Recently I started work for a new employer who runs has a number of applications hosted on Heroku, my typical strategy when faced with a new environment and systems is try and get some monitoring in place as soon as possible. I do this for a few reasons:

  1. It enables me to establish a baseline for performance and behavior of the system.
  2. It lets me quickly zero on any areas I can help with.
  3. It makes it easier for me to see when I get things wrong while I am still learning the ropes.

So when I talk about monitoring I am mainly talking about collecting some basic performance and health related metrics which fall into two different types:

  • gauges, typically a measurement of the current CPU, Memory usage and latency of upstream APIs, which is typically averaged over a period.
  • counters, typically things like a count requests serviced by a particular rest end point, or emails sent by a background job.

So when I have been managing systems in the past I have typically been very careful to follow a neat and clear naming standard for metrics such as:

  • region, the physical location or region the data center hosting this server is located.
  • environment, being either development staging or production.
  • hostname, for host level metrics we include the hostname.
  • application, which represents the service component of our system.
  • label, a label for the data being gathered.
  • metric, the metric which has been gathered over the configured time period.

So below we have an example of a gauge of the applications RSS memory captured on a production server hosted in us-east.

us-east.prod.a1ad1f1111a1111db111e1baab111e11.app.memory_rss.median

So armed with statsd and Librato I started adding monitoring to the system, unfortunately this is where things went a bit pear shaped. Having been used to monitoring static environments I was not prepared for the changing and in some ways obfuscated world of fully isolated process containers.
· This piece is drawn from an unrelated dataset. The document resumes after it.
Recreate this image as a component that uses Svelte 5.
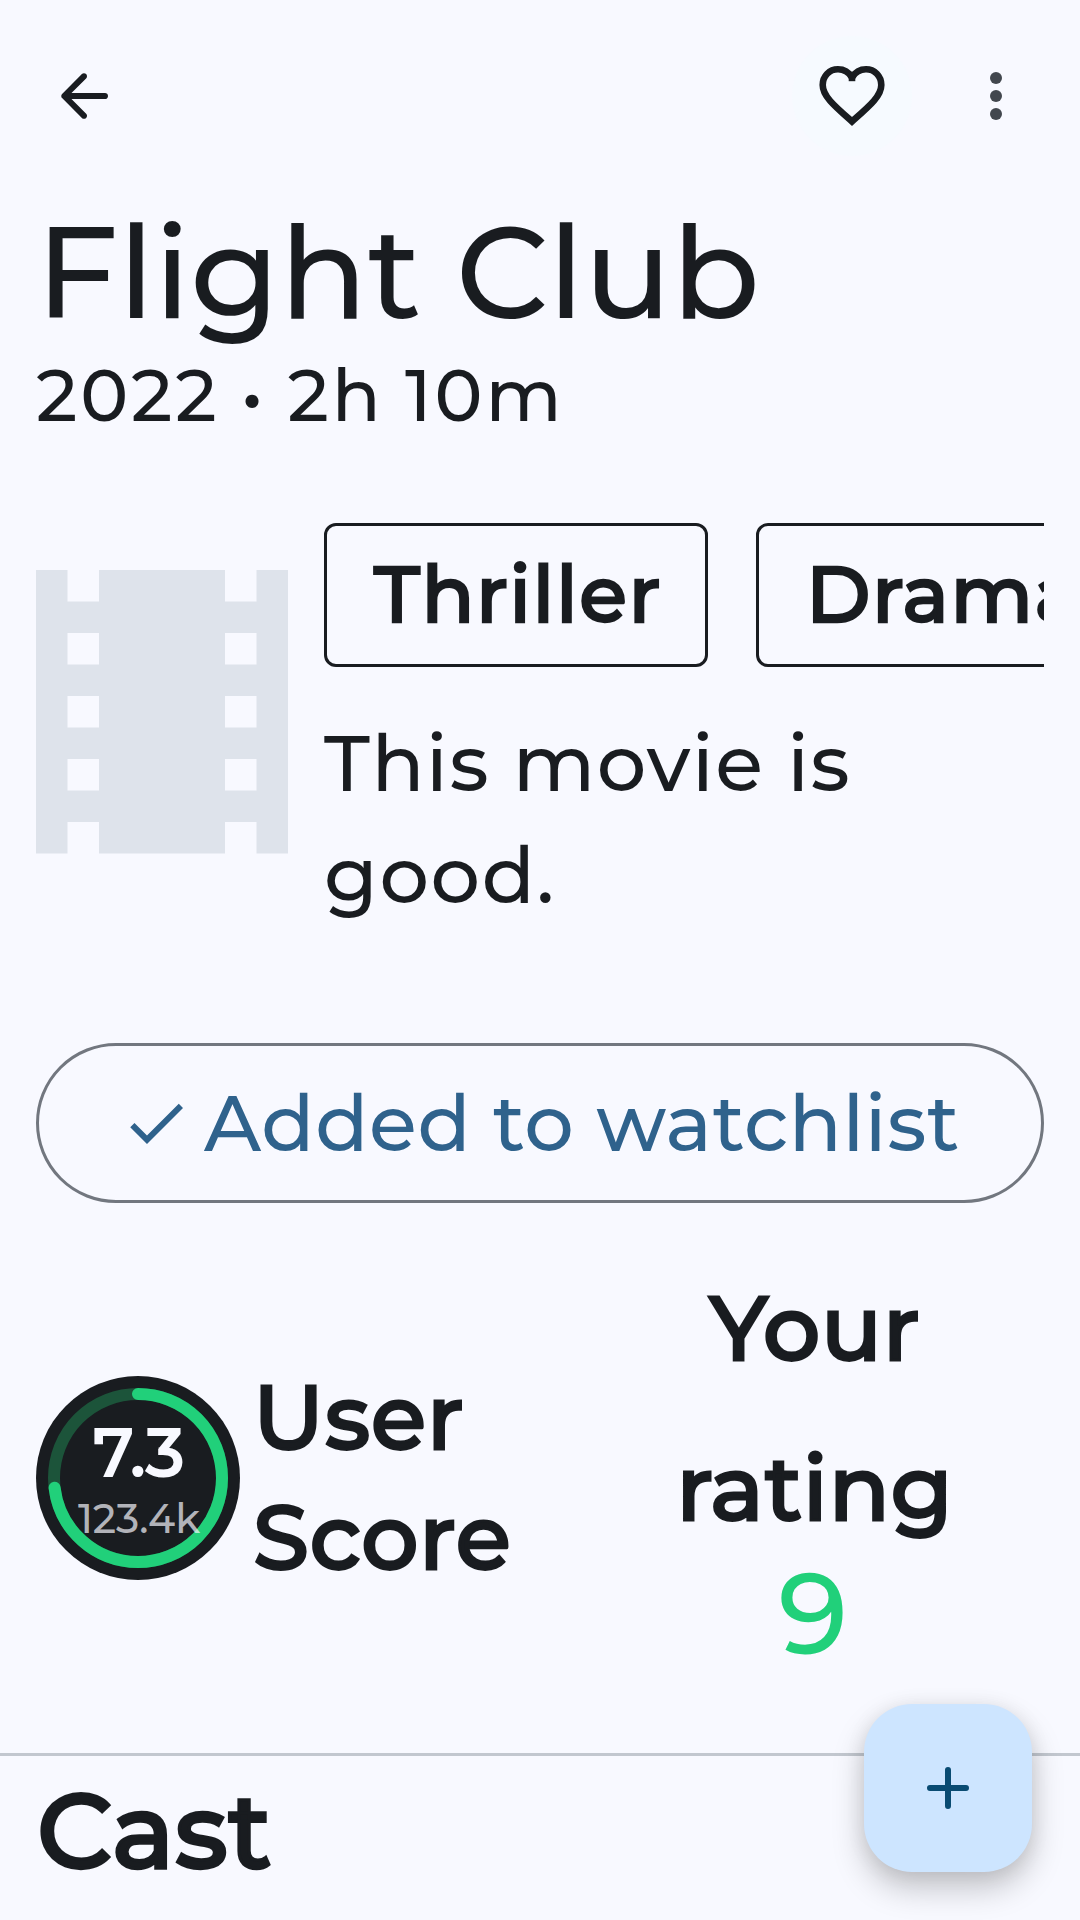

In these process containers things like hostnames and IP addresses change each time your service is moved within the environment, this makes correlating metrics emitted from statsd very difficult. On the outside of Heroku we get a picture of dynos web.1 and web.2, but inside the container your processes are unable to access these labels, the are essentially just anonymous process tasked with doing a particular job.

So this resulted in an endlessly growing list of metrics, every time your process is restarted, I would get a new hostname and a whole new group of metrics. One thing to note is Heroku restarts your process at least once per day.

So how do you monitor stuff housed in Heroku? The answer to this is logging, the Heroku gives you the ability to provision log drains, these endpoints are sent a copy of all messages written STDOUT and STDERR by your application. When configured the logdrain transports your logs via either syslog or HTTP(S) to an external server, running in the same AWS as Heroku. Most importantly, these logs include a context of which dyno is emitting the information. To read more about this feature take a look at Logplex documentation.

When I started my new role one of my coworkers mentioned that he was currently logging metrics using a feature called log-runtime-metrics available via the Heroku labs. Initially I thought this was a bit limited, however on further examination this is actually an extremely reliable measure of the processes resource utilisation. For more information on this feature Heroku Labs: log-runtime-metrics.

So just for clarity this is what these runtime metrics look like, note the reference to the dyno in the source along with the metric name, value and units.

source=heroku.2808254.web.1.d97d0ea7-cf3d-411b-b453-d2943a50b456 measure=memory_rss val=21.22 units=MB

So now that I had metrics, with context in a stream coming in via logs I needed a way of getting this data to Librato having already had contact with Nik Wekwerth I decided to ask whether he had any suggestions. After a few emails I was very fortunate enough to be passed onto the CTO Joseph Ruscio who after a few questions suggested I try out l2met, a project by Ryan Smith an engineer at Heroku. This service acts as a bridge between the two services filtering the metrics out of the log messages and send them off to librato at a configurable interval.

After learning a bit of golang I was able to add support for the Heroku labs runtime metrics feature and tune a few things for my requirements. This was helped along by some good high level tests and a few helpful tips from the author.

An example of my new log based metrics is as follows:

us-east.prod.app.load_avg_5m.median

The missing piece here is the dyno, fortunately l2met sends this in an optional source property enabling me to use aggregate, or per dyno level metrics in my dashboard. For more information on the attributes supported by Librato see their API documentation.

One bonus from this is that when dynos are added or removed the graphs in Librato automatically reflect this without requiring any configuration.

Now some key take points on this:

  • Although Heroku appears to hide a lot information from you at first, it does provide some very good instrumentation as long as you understand how to tap into it.
  • Logging is the primary source of information about the state of your hosted applications, use it as much as possible.
  • Measure Anything, Measure Everything have a read of this if you haven’t before it is a great post.

Note, I am still using statsd for some of my counters, this is due to the frequency they change, I am hoping to implement a scheduled emitter for them in the future which I can pass through via logs. To remedy the amount of logging I am not including the hostname in the metrics anymore and just acquiring the aggregate value across all processes.

I plan to follow this up with a post containing some notes on how I configured l2met, hopefully I can get this out in the next couple of weeks.